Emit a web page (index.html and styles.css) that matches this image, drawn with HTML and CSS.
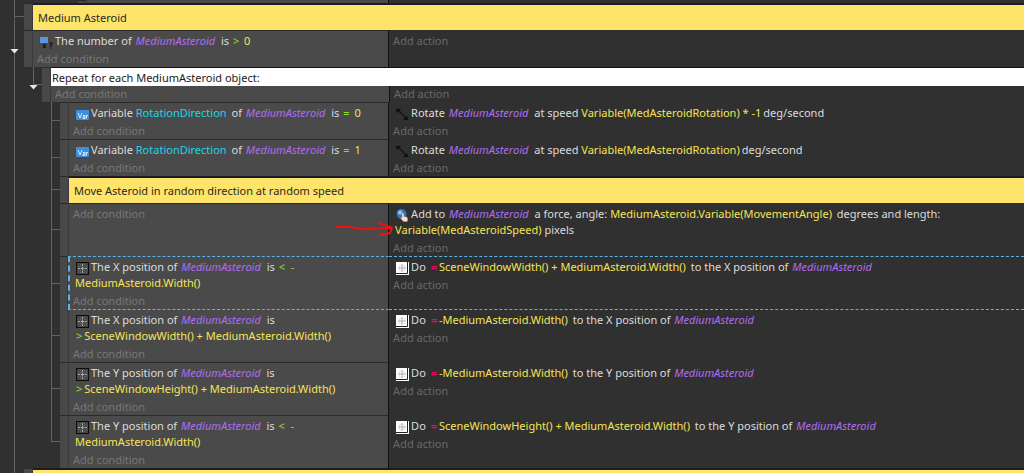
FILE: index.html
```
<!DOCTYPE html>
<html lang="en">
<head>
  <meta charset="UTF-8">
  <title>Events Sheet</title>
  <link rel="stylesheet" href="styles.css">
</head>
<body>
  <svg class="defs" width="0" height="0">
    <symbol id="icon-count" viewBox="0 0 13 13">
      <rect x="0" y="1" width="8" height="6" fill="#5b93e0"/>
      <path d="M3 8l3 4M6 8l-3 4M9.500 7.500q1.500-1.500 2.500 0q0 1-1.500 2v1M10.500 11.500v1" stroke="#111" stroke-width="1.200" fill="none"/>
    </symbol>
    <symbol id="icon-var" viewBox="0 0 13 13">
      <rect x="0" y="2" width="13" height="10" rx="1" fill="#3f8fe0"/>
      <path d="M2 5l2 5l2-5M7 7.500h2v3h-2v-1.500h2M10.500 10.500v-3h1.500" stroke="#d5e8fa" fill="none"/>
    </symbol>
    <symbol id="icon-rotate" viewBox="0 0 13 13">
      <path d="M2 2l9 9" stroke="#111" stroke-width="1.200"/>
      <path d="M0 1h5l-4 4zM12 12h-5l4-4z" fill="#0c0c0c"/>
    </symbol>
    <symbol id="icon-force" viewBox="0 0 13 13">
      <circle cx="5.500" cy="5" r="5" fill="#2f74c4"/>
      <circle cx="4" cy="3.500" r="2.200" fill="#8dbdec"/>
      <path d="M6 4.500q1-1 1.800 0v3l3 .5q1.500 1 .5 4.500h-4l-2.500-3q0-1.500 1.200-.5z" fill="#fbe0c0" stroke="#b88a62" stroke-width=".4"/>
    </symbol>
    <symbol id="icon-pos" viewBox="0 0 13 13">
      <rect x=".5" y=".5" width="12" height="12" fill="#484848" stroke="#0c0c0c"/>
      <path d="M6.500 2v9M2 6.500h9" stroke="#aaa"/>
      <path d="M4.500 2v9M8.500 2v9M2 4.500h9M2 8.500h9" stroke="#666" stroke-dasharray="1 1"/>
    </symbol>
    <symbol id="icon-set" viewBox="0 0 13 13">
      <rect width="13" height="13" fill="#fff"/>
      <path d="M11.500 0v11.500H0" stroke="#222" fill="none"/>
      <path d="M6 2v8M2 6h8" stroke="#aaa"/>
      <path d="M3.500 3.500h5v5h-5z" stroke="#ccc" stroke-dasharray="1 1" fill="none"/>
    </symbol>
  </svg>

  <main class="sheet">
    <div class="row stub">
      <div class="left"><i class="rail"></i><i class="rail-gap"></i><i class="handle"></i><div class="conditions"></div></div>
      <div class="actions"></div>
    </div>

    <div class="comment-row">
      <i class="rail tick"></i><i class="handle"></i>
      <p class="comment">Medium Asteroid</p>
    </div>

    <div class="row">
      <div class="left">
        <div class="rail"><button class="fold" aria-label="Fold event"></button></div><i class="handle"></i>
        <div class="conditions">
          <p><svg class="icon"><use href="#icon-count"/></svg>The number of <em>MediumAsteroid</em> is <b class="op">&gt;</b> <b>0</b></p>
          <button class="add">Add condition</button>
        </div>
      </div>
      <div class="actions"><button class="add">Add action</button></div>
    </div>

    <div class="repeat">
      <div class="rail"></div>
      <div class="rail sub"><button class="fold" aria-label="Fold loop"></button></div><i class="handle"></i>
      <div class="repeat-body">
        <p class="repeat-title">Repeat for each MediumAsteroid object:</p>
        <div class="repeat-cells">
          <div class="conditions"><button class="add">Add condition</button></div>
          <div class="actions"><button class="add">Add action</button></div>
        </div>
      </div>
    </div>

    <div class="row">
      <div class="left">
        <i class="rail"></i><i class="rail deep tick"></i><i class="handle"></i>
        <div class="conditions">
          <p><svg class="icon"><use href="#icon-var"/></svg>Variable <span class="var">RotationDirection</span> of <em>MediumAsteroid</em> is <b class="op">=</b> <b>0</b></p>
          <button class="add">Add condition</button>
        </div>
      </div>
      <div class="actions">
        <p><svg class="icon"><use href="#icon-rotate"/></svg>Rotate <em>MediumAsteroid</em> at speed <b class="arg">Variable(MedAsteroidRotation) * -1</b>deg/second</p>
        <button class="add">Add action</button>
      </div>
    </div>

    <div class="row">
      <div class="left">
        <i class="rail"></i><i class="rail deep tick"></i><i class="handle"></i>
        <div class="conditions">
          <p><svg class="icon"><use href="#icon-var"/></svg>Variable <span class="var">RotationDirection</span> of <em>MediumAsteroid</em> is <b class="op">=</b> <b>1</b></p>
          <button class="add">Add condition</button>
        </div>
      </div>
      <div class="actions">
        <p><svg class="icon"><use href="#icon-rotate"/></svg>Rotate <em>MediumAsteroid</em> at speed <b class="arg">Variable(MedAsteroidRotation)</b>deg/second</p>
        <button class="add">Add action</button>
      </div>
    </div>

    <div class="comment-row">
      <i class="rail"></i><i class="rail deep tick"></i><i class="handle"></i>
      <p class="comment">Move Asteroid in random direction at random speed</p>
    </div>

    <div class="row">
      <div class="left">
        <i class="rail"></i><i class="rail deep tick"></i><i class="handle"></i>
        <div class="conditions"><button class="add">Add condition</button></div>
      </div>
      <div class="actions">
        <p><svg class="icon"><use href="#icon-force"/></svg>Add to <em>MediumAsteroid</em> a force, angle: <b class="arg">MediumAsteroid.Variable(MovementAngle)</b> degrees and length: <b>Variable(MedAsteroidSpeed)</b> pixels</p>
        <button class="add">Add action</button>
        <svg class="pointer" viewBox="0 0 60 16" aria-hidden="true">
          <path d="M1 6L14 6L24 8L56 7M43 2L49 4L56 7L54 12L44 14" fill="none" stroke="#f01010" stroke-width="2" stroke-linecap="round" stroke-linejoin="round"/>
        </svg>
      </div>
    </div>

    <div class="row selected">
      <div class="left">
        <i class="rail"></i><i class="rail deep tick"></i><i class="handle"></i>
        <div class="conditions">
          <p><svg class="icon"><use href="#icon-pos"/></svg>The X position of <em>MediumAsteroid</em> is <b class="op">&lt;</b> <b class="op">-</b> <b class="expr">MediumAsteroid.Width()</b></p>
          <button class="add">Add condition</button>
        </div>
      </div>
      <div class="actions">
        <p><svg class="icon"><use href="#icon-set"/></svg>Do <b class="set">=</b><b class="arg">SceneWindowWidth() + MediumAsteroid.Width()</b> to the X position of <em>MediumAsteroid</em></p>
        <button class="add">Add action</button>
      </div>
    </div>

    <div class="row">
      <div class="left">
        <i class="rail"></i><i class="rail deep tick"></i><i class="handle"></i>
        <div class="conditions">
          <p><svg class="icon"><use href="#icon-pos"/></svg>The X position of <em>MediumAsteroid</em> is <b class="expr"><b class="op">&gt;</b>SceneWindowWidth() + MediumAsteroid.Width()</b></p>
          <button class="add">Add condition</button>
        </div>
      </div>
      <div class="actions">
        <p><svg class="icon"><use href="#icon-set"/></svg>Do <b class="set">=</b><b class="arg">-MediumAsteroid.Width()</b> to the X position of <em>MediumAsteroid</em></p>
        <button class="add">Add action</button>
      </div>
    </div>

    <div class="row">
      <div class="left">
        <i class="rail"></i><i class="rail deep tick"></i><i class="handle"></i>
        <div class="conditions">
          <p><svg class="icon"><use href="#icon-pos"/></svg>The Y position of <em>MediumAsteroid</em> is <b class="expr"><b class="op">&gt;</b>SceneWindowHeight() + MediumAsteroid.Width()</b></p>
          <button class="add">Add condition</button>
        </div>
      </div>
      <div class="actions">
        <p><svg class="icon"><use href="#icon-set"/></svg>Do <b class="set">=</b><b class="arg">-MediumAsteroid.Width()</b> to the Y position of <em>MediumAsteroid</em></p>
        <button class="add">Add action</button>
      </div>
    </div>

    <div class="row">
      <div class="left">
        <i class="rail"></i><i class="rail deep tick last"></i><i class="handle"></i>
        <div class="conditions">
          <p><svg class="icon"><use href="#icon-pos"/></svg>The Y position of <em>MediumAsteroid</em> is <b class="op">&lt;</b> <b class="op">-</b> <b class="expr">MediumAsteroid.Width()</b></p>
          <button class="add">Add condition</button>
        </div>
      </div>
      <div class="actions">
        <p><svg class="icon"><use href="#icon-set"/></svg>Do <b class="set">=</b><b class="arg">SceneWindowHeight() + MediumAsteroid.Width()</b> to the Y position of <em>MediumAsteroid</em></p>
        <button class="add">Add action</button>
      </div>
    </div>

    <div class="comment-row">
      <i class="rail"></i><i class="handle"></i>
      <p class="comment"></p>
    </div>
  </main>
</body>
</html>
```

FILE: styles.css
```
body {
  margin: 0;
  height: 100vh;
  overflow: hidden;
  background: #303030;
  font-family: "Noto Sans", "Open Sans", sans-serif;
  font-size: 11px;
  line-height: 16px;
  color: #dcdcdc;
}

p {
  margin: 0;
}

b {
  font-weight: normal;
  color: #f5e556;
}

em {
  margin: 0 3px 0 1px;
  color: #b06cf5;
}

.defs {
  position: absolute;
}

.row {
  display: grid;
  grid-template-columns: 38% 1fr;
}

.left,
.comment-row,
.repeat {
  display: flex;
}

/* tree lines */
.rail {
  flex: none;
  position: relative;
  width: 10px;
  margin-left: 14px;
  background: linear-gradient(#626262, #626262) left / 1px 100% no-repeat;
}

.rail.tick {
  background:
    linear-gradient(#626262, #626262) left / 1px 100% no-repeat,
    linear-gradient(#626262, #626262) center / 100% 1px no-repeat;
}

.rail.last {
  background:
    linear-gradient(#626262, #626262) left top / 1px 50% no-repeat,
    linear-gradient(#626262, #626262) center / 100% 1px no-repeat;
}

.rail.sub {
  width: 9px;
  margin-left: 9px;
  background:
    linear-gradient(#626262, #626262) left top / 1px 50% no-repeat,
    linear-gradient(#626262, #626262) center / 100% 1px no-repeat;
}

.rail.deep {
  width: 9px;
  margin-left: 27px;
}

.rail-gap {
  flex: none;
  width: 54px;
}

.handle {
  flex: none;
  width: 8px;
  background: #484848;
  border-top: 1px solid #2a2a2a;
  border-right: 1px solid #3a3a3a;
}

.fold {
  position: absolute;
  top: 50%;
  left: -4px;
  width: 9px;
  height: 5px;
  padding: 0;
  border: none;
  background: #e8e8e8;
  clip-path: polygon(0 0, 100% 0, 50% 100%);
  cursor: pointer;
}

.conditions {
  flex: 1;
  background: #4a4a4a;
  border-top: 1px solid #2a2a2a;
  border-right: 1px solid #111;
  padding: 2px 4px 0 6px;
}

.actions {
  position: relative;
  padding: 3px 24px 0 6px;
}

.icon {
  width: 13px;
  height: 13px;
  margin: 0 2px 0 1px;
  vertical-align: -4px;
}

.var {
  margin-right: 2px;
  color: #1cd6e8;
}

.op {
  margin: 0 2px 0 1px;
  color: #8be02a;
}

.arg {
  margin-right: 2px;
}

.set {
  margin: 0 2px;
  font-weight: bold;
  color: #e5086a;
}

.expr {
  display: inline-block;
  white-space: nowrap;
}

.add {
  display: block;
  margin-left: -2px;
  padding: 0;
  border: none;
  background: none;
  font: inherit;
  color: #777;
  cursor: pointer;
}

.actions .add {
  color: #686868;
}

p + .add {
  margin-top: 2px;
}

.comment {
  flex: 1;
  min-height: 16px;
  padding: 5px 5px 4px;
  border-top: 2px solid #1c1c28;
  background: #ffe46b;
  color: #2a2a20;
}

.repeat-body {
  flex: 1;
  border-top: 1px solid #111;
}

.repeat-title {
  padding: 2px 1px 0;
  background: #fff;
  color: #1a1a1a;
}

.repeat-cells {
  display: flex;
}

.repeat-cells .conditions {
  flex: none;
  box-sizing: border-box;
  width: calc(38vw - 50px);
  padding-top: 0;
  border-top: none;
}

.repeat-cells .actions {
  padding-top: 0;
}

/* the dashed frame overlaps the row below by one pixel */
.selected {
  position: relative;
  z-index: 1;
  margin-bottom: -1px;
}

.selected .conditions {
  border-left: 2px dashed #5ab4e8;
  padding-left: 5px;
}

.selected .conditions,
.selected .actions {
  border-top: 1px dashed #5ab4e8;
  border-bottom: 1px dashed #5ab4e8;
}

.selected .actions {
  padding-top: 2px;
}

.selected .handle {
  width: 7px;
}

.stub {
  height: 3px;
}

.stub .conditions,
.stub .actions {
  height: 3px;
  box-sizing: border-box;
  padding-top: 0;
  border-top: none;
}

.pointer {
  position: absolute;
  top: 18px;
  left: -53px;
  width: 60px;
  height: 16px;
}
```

Stated task
Copy out each line of the material that holds the word "styles".

Answer
Emit a web page (index.html and styles.css) that matches this image, drawn with HTML and CSS.
  <link rel="stylesheet" href="styles.css">
FILE: styles.css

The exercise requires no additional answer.